6. The Great Tremolo - a.k.a. the Puppetmaster. You can probably figure this one out.
The herald is the discovery of a collection of dolls, each crafted to exactly resemble one of the party members, and each with a noose around their neck.
The puppetmaster kills people by puppeting them. You'll be talking to the barmaid and all of a sudden she'll start talking about how she can't control her limbs and scream for help while she tries to stab you. Cutting the invisible steel strings above her is not as difficult and noticing them. (The puppet strings are looped over a pulley-laden cloud, constructed for this purpose.)
You can find the puppetmaster by following the strings. And the puppetmaster is a weird dude in an alley with an organ grinder and a monkey that is actually a clockwork monkey. But of course, this isn't really the puppetmaster, this is just another puppet, and when you attack him you will realize this when his chest pops open and 4 attack puppets pop out (each one is statted similar to a different 1 HD mephit).
You can keep following the puppet strings to try to find the real puppetmaster, but it's puppets all the way up.
from Bleach |
It's easy to think about ways this could be expanded. If the PCs have earned the enmity of some powerful group, it's possible that a steady stream of freakish assassins will be continually arriving at their doorstep.
This sounds fun, because (a) each assassin is different and ostentatious, and (b) the players have at least 12 hours of warning each time, so they can prepare, research, and engineer the situation somewhat. And (c) if they want to avoid assassins altogether, they can just avoid the city.
A couple of these assassins (Tremolo and Timelord Larpok) could easily be expanded into major NPCs or villains, complete with larger plots revolving around them.

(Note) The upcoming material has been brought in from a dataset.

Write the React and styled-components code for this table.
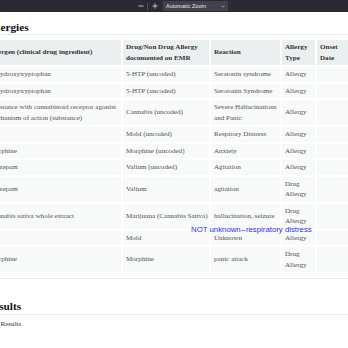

I like the "paralysis + invisibility" poison! First, it'll really mess with a party the first (few?) time(s?) they get hit with it... and then, if they get their hands on it, they'll probably find all sorts of imaginative uses. Hell, it'd be a decent last-ditch tool to escape from an overpowered foe: stash yourself in a corner and poison yourself into silent (because motionless) invisibility!